Error tokenizing data. C error: Expected 87 fields in line 15092657, saw 162

is there a way to trash this chunk and continue the loop with next chunk ?

seb835
  • 366
  • 6
  • 16
  • Does it skip if you try this: `tp = pd.read_csv(f_in, sep=',', engine='c', chunksize=1000, encoding='utf-8',quotechar='"', error_bad_lines=False)?` – EdChum Dec 17 '14 at 13:36
  • will give a try, and get back to you with results. – seb835 Dec 17 '14 at 13:43

3 Answers3

1

The question is similar to an earlier asked one found here: Python Pandas Error tokenizing data

As it says in the answers you have to be aware that using error_bad_lines=False removes the line and suggests a better way is to investigate the line in your dataset.

Community
  • 1
  • 1
kristofferandreasen
  • 847
  • 2
  • 12
  • 24
1

As EdChum says, question was how to skip the chunk, and adding 'error_bad_lines=False' do the trick.
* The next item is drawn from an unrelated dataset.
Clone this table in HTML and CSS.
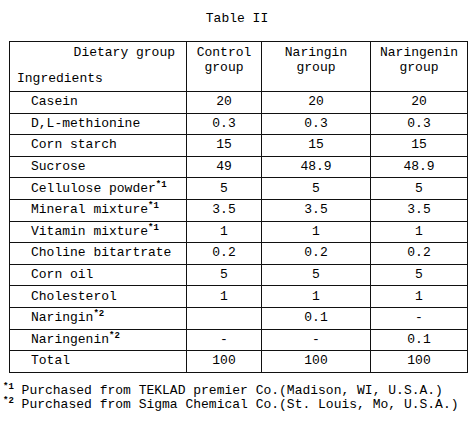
FILE: index.html
```html
<!DOCTYPE html>
<html lang="en">
  <head>
    <meta charset="UTF-8" />
    <meta name="viewport" content="width=device-width, initial-scale=1.0" />
    <title>Table II</title>
    <link rel="stylesheet" href="styles.css">
  </head>
  <body>
    <p class="title">Table II</p>
    <table class="diet">
      <colgroup>
        <col class="col-name" />
        <col class="col-control" />
        <col class="col-naringin" />
        <col class="col-naringenin" />
      </colgroup>
      <thead>
        <tr>
          <th class="corner">
            <span class="corner-top">Dietary group</span>
            <span class="corner-bottom">Ingredients</span>
          </th>
          <th>Control<br />group</th>
          <th>Naringin<br />group</th>
          <th>Naringenin<br />group</th>
        </tr>
      </thead>
      <tbody>
        <tr><td>Casein</td><td>20</td><td>20</td><td>20</td></tr>
        <tr><td>D,L-methionine</td><td>0.3</td><td>0.3</td><td>0.3</td></tr>
        <tr><td>Corn starch</td><td>15</td><td>15</td><td>15</td></tr>
        <tr><td>Sucrose</td><td>49</td><td>48.9</td><td>48.9</td></tr>
        <tr><td>Cellulose powder<sup class="mark">*1</sup></td><td>5</td><td>5</td><td>5</td></tr>
        <tr><td>Mineral mixture<sup class="mark">*1</sup></td><td>3.5</td><td>3.5</td><td>3.5</td></tr>
        <tr><td>Vitamin mixture<sup class="mark">*1</sup></td><td>1</td><td>1</td><td>1</td></tr>
        <tr><td>Choline bitartrate</td><td>0.2</td><td>0.2</td><td>0.2</td></tr>
        <tr><td>Corn oil</td><td>5</td><td>5</td><td>5</td></tr>
        <tr><td>Cholesterol</td><td>1</td><td>1</td><td>1</td></tr>
        <tr><td>Naringin<sup class="mark">*2</sup></td><td></td><td>0.1</td><td>-</td></tr>
        <tr><td>Naringenin<sup class="mark">*2</sup></td><td>-</td><td>-</td><td>0.1</td></tr>
        <tr class="total"><td>Total</td><td>100</td><td>100</td><td>100</td></tr>
      </tbody>
    </table>
    <div class="notes">
      <p><sup class="mark">*1</sup> Purchased from TEKLAD premier Co.(Madison, WI, U.S.A.)</p>
      <p><sup class="mark">*2</sup> Purchased from Sigma Chemical Co.(St. Louis, Mo, U.S.A.)</p>
    </div>
  </body>
</html>
```

FILE: styles.css
```css
body {
  margin: 0;
  font-family: "Liberation Mono", "Courier New", monospace;
  font-size: 13px;
  color: #000;
  background-color: #fff;
}
.title {
  margin: 0;
  height: 41px;
  padding-top: 11px;
  box-sizing: border-box;
  text-align: center;
  line-height: 16px;
}
.diet {
  margin-left: 9px;
  width: 458px;
  border-collapse: collapse;
  table-layout: fixed;
}
.col-name {
  width: 177px;
}
.col-control {
  width: 75px;
}
.col-naringin {
  width: 109px;
}
.col-naringenin {
  width: 97px;
}
.diet th,
.diet td {
  border: 1px solid #111;
  padding: 0;
}
.diet th {
  height: 46px;
  font-weight: normal;
  vertical-align: top;
  padding-top: 3px;
  line-height: 15px;
  text-align: center;
}
.corner-top {
  display: block;
  text-align: right;
  padding-right: 11px;
}
.corner-bottom {
  display: block;
  margin-top: 11px;
  padding-left: 7px;
  text-align: left;
}
.diet td {
  height: 20.6px;
  line-height: 14px;
  text-align: center;
}
.diet td:first-child {
  text-align: left;
  padding-left: 21px;
}
.mark {
  font-size: 9px;
  font-weight: bold;
  line-height: 0;
  vertical-align: 5px;
}
.notes {
  margin: 11px 0 0 3px;
  line-height: 14px;
}
.notes p {
  margin: 0;
}
```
Is there a way to intercept the trace giving bad lines and count faulty line ?

seb835
  • 366
  • 6
  • 16
  • From the docs: `warn_bad_lines : boolean, default True If error_bad_lines is False, and warn_bad_lines is True, a warning for each “bad line” will be output. (Only valid with C parser).` so if you turn `error_bad_lines=False` then it should output a warning which should contain the line number, you then have to inspect each of these warnings – EdChum Dec 18 '14 at 09:23
1

To intercept the bad line, i use the following code:

# somewhere to store output
err = StringIO.StringIO()
# save a reference to real stderr so we can restore later
oldstderr = sys.stderr
# set stderr to our StringIO instance
sys.stderr = err

tp = pd.read_csv(f_in, sep=',', chunksize=1000, encoding='utf-8',quotechar='"', error_bad_lines=False) 
for chunk in tp:
      chunk

# restore stderr 
sys.stderr = oldstderr

# print(or use) the stored value from previous print
print err.len + 'lines skipped.'
print err.getvalue()
err.close()
seb835
  • 366
  • 6
  • 16